Газета «Ленинское знамя», 24 июня 1941 года: «Весь наш народ от мала до велика по призыву большевистской партии и Советского правительства встанет на защиту священной социалистической Родины! Мы поведем победоносную отечественную войну! Фашистские варвары будут сметены с лица земли!»
Так «Ленинское знамя» и штампует эти мертвые слова: «разбойничья банда», «гитлеровские молодчики», «сметены с лица земли», «завоевания Октября», «наглое нападение»…
«Трудящиеся района в период мобилизации показали подлинный патриотизм и безграничную преданность делу партии Ленина. <…> В ответ на подлую вылазку врага берем на себя обязательство еще лучше укрепить производственную и государственную дисциплину, поднять производительность труда с тем, чтобы не только обеспечивать выполнение установленного заводу плана, но и его перевыполнение».

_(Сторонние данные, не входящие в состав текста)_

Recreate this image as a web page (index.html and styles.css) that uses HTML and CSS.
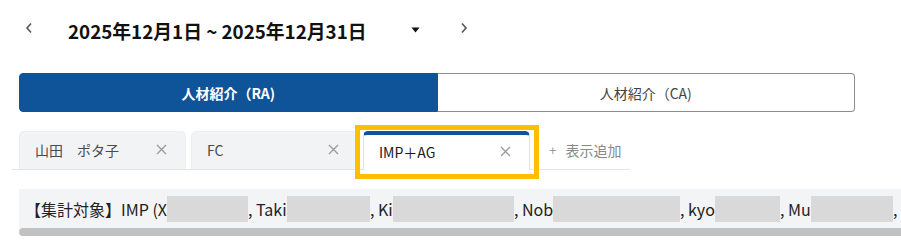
FILE: index.html
```html
<!DOCTYPE html>
<html lang="ja">
<head>
  <meta charset="UTF-8">
  <meta name="viewport" content="width=device-width,initial-scale=1.0">
  <title>集計</title>
  <link rel="stylesheet" href="styles.css">
</head>
<body>
  <header class="date-nav">
    <button class="nav-btn" aria-label="前へ">
      <svg width="8" height="12" viewBox="0 0 8 12"><path d="M6 1.5 L2 6 L6 10.5" fill="none" stroke="#555" stroke-width="1.6"/></svg>
    </button>
    <div class="date-select">
      <span class="date-label">2025年12月1日 ~ 2025年12月31日</span>
      <svg class="caret" width="9" height="6" viewBox="0 0 9 6"><path d="M0.5 0.5 H8.5 L4.5 5.5 Z" fill="#111"/></svg>
    </div>
    <button class="nav-btn next" aria-label="次へ">
      <svg width="8" height="12" viewBox="0 0 8 12"><path d="M2 1.5 L6 6 L2 10.5" fill="none" stroke="#555" stroke-width="1.6"/></svg>
    </button>
  </header>

  <div class="toggle">
    <button class="toggle-item active">人材紹介（RA)</button>
    <button class="toggle-item">人材紹介（CA)</button>
  </div>

  <nav class="tabs">
    <div class="tab">
      <span>山田　ポタ子</span>
      <svg class="close" width="11" height="11" viewBox="0 0 11 11"><path d="M1 1 L10 10 M10 1 L1 10" stroke="#9a9a9a" stroke-width="1.3"/></svg>
    </div>
    <div class="tab">
      <span>FC</span>
      <svg class="close" width="11" height="11" viewBox="0 0 11 11"><path d="M1 1 L10 10 M10 1 L1 10" stroke="#9a9a9a" stroke-width="1.3"/></svg>
    </div>
    <div class="tab active">
      <span>IMP＋AG</span>
      <svg class="close" width="11" height="11" viewBox="0 0 11 11"><path d="M1 1 L10 10 M10 1 L1 10" stroke="#9a9a9a" stroke-width="1.3"/></svg>
      <div class="highlight"></div>
    </div>
    <button class="add-tab"><span class="plus">+</span>表示追加</button>
  </nav>

  <section class="summary">
    <div class="summary-text">
      <span class="member" style="width:223px">【集計対象】IMP (X<i class="mask"></i></span>
      <span class="member" style="width:122px">, Taki<i class="mask"></i></span>
      <span class="member" style="width:144px">, Ki<i class="mask"></i></span>
      <span class="member" style="width:166px">, Nob<i class="mask"></i></span>
      <span class="member" style="width:100px">, kyo<i class="mask"></i></span>
      <span class="member" style="width:113px">, Mu<i class="mask"></i></span>
      <span class="member">,</span>
    </div>
    <div class="scrollbar"></div>
  </section>
</body>
</html>
```

FILE: styles.css
```css
:root {
  --blue: #0f5399;
  --text: #222;
  --muted: #8c8c8c;
  --tab-bg: #f2f3f5;
  --line: #e3e5e8;
  --yellow: #ffbf00;
}
*, *::before, *::after { box-sizing: border-box; }
body {
  margin: 0;
  font-family: "Noto Sans CJK JP", "Noto Sans", sans-serif;
  color: var(--text);
  background: #fff;
  overflow: hidden;
}
button {
  font: inherit;
  background: none;
  border: none;
  padding: 0;
  cursor: pointer;
}

/* date header */
.date-nav {
  display: flex;
  align-items: center;
  height: 62px;
  padding-left: 25px;
}
.nav-btn {
  display: flex;
  width: 10px;
  height: 14px;
  margin-top: -4px;
}
.date-select {
  display: flex;
  align-items: center;
  justify-content: space-between;
  width: 352px;
  margin-left: 33px;
}
.date-label {
  font-size: 18.8px;
  font-weight: 700;
  color: #111;
  margin-top: -1px;
}
.caret { margin-top: -2px; }
.nav-btn.next { margin-left: 40px; }

/* RA / CA toggle */
.toggle {
  display: flex;
  margin: 11px 0 0 19px;
  width: 836px;
  height: 39px;
}
.toggle-item {
  flex: 1;
  font-size: 14px;
  color: #444;
  border: 1px solid #8d8d8d;
  border-left: none;
  border-radius: 0 4px 4px 0;
}
.toggle-item.active {
  background: var(--blue);
  color: #fff;
  font-weight: 700;
  border: 1px solid var(--blue);
  border-radius: 4px 0 0 4px;
}

/* tabs */
.tabs {
  display: inline-flex;
  align-items: flex-end;
  gap: 5px;
  margin: 19px 0 0 12px;
  padding: 0 8px 0 7px;
  border-bottom: 1px solid var(--line);
}
.tab {
  position: relative;
  display: flex;
  align-items: center;
  justify-content: space-between;
  width: 167px;
  height: 38px;
  padding: 0 18px 2px 15px;
  background: var(--tab-bg);
  border: 1px solid #eceef1;
  border-bottom: none;
  border-radius: 5px 5px 0 0;
  font-size: 14px;
  color: #4a4a4a;
}
.tab.active {
  background: #fff;
  color: #1a1a1a;
  border: 1px solid var(--line);
  border-top: 4px solid var(--blue);
  border-bottom: none;
  margin-bottom: -1px;
  height: 39px;
  padding-top: 0;
}
.highlight {
  position: absolute;
  left: -9px;
  right: -10px;
  top: -10px;
  bottom: -9px;
  border: 5px solid var(--yellow);
  pointer-events: none;
}
.add-tab {
  height: 38px;
  margin-left: 14px;
  font-size: 14px;
  color: #888;
}
.plus {
  font-weight: 300;
  margin-right: 9px;
}

/* summary */
.summary {
  margin: 19px 0 0 19px;
}
.summary-text {
  display: flex;
  align-items: center;
  height: 39px;
  padding-left: 6px;
  background: #f3f4f6;
  font-size: 16px;
  white-space: nowrap;
}
.member {
  display: flex;
  align-items: center;
  flex: none;
}
.mask {
  flex: 1;
  height: 26px;
  background: #d9d9d9;
}
.scrollbar {
  height: 8px;
  background: #c1c1c1;
  border-radius: 4px 0 0 4px;
}
```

Но в «Докладную записку Октябрьского райкома партии г. Петрозаводска об агитационно-массовой политической работе в районе за период с 22 июня по 5 июля 1941 года» признаки жизни все же проникают: «…т. Агапитова тщательно ознакомила с приказом по типографии, поставив задачу быстрейшей заклейки стекол. Ее слушатели после работы взялись за это дело, и в течение одного вечера все окна в типографии были заклеены. 24 июня <…> т. Агапитова поставила перед слушателями задачу о необходимости копки щелей, и все 25 чел. ее слушателей вышли после работы в цеху для рытья щелей. <…> Проводя читку передовой „Советский долг советской патриотки“, т. Агапитова поставила задачу включиться в работу по заготовке дров — поднять из воды дрова, на что также ее слушатели пошли охотно, и за 2,5 часа 12 чел. подняли из воды и сложили в штабеля 30 куб. м. дров».
Но что копка щелей и заготовка дров — в книге рассказывается о множестве самых настоящих героических и трагических эпизодов, тоже пересыпанных советским новоязом: «большевистская стойкость», «преданность партии», «партийно-комсомольская прослойка»…
Все-таки подлинные чувства людей этой мертвечине убить не удалось. И тем не менее умирание советской цивилизации, мне кажется, началось с умирания ее государственного языка, с изгнания из него всего того, в чем ощущалась бы реальная жизнь.
Впрочем, это было не умирание, а вполне сознательное умерщвление. С которого началось иссякание тех питательных эмоциональных соков, без которых невозможна эмоциональная близость народа и государства.
Советская власть целенаправленно изгоняла поэзию и правду из государственного бытия, и для нее самой это было хуже, чем преступление, это было самоубийство: она воспринималась как источник занудства. А занудную власть невозможно даже почитать.
Вот вам постановление бюро ЦК комсомола республики: в условиях военного времени «собрания должны быть краткими, не более 2—3 часов».
Зачем это делалось — умерщвление эмоциональной риторики? Подозреваю, что Сталин и Ко во время Гражданской войны так насмотрелись на необузданных пламенных ораторов, что предпочли лишить их потенциально опасного оружия. Но это оказалось явным превышением необходимой обороны.
А теперь вопрос: существует ли сегодня какой-то особенный государственный язык? Не язык отдельных государственных деятелей, а канонический язык, на котором государство обращается к населению?